All lines in which the word "components" occurs are to be extracted.

#### MATERIAL ####

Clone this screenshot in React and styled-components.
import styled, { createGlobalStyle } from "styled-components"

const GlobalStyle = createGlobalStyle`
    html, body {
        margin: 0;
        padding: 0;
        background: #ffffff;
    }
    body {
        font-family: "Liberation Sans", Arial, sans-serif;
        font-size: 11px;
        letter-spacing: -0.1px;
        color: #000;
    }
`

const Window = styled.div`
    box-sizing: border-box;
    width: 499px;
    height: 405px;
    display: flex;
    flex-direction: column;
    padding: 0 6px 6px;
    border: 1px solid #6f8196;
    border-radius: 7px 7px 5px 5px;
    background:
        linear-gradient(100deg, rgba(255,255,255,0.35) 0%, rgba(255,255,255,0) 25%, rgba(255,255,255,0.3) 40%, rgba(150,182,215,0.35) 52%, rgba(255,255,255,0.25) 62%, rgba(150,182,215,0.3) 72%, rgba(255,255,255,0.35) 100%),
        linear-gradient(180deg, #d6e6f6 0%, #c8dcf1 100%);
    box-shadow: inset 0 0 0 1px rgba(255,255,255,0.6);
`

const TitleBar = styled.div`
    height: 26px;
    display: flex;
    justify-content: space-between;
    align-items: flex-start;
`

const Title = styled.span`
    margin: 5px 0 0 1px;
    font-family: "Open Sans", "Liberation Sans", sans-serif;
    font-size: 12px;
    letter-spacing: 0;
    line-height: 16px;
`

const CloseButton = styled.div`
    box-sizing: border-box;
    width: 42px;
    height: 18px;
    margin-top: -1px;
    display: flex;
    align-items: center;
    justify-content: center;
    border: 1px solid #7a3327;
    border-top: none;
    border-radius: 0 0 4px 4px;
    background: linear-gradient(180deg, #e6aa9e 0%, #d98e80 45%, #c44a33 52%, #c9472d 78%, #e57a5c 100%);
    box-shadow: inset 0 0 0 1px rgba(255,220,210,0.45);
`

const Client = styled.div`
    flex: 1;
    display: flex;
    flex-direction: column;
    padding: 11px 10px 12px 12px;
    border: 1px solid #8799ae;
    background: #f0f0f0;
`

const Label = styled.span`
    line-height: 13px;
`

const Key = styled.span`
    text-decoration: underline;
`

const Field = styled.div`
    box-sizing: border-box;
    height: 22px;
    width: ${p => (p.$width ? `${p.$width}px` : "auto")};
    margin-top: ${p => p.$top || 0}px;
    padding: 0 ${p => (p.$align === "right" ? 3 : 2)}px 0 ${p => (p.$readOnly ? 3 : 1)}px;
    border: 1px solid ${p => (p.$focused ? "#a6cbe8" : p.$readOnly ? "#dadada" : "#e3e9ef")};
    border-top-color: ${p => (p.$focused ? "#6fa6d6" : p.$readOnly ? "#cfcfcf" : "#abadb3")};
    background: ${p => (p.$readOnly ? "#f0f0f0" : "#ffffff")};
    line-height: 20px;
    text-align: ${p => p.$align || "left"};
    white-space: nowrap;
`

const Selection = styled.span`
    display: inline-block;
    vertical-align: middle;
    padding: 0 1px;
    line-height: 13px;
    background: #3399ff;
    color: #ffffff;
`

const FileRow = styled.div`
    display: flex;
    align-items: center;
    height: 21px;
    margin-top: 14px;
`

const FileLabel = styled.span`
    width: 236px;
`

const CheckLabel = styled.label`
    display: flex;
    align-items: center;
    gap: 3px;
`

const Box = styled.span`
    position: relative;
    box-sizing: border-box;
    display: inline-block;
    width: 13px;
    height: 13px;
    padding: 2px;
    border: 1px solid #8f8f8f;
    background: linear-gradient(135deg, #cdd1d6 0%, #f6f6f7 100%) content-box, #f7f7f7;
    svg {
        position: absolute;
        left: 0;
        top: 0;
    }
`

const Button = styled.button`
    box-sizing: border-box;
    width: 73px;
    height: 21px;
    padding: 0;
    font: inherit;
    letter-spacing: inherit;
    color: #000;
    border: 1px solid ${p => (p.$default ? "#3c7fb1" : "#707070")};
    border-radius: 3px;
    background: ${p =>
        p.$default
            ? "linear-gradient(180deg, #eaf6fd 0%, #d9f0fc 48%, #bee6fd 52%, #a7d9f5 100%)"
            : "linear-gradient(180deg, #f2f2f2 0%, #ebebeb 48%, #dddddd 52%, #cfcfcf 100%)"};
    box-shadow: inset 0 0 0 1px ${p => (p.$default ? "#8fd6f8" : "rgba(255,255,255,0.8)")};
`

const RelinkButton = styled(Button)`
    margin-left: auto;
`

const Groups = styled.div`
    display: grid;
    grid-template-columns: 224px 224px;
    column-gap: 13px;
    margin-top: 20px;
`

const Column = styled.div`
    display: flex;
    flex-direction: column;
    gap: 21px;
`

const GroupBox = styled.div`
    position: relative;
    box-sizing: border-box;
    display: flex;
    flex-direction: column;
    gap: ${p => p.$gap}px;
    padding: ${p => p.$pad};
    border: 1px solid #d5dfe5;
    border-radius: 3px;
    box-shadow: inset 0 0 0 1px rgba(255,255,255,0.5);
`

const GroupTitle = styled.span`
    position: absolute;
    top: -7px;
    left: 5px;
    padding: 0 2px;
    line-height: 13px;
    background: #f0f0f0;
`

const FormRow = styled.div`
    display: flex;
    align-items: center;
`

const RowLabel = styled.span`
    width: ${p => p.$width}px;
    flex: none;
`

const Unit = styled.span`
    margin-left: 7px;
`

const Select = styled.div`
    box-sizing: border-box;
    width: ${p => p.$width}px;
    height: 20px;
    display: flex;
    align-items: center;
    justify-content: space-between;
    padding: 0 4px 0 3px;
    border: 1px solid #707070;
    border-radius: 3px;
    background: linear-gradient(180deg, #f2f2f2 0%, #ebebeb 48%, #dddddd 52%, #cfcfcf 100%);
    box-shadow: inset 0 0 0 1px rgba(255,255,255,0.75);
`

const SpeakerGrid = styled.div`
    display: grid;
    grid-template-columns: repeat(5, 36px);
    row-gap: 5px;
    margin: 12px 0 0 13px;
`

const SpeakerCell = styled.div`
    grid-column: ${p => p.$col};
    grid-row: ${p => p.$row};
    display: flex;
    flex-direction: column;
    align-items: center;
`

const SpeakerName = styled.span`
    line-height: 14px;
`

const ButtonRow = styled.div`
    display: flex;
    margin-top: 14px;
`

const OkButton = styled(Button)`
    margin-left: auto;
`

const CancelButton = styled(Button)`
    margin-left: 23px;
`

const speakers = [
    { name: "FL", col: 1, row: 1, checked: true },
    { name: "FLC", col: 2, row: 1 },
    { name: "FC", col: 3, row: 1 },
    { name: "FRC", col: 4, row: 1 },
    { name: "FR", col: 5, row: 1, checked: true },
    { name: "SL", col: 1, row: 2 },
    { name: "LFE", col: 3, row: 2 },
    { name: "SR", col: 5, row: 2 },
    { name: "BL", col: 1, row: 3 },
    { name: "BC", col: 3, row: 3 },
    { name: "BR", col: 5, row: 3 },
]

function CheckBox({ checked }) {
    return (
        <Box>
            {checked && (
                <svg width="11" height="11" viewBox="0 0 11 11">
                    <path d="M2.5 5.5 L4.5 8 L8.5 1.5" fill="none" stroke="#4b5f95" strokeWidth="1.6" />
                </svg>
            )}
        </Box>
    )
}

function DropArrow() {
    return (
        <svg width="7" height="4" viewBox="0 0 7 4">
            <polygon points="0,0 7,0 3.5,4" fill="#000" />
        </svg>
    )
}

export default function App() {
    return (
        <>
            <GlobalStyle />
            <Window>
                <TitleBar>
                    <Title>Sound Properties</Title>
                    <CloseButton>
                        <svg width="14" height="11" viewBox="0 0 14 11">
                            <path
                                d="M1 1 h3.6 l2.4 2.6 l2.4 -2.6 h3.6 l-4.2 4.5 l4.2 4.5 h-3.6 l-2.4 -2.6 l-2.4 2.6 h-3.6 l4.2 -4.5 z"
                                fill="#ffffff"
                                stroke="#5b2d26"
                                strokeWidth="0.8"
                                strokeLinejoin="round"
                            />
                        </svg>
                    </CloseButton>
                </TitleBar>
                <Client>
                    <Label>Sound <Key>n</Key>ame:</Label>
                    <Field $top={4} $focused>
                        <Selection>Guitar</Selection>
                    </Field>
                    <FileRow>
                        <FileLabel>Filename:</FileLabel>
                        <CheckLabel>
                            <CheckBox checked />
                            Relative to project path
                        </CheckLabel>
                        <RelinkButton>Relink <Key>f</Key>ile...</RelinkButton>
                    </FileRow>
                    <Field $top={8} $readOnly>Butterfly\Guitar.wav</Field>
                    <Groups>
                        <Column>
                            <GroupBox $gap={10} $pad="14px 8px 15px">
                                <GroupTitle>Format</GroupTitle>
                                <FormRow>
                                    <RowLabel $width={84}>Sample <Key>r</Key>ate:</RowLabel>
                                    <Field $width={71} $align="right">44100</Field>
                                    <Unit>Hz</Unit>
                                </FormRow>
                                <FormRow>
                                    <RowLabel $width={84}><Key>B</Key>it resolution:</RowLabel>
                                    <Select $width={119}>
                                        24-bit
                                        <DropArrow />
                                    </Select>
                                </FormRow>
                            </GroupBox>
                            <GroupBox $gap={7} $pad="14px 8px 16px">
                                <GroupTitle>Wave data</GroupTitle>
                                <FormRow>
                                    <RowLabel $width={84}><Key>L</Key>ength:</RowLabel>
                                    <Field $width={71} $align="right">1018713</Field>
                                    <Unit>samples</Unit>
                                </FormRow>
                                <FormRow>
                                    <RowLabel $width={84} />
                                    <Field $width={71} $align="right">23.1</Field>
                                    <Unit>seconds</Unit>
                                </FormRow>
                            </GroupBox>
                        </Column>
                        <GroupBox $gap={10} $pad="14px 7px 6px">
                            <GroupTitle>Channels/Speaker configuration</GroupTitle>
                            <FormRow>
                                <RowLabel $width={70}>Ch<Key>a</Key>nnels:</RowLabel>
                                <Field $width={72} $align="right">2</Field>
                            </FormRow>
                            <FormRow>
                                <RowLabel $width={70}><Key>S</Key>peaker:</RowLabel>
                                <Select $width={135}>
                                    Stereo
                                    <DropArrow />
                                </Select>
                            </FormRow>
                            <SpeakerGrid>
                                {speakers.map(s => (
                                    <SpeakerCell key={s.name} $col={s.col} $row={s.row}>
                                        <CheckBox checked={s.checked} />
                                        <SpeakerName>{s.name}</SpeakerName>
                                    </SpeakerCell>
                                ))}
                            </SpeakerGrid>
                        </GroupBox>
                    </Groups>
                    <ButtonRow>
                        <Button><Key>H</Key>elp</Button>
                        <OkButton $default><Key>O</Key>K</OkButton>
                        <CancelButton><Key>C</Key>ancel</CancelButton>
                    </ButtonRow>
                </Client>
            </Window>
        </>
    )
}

####

■ **SOLUTION BELOW**:
Clone this screenshot in React and styled-components.
import styled, { createGlobalStyle } from "styled-components"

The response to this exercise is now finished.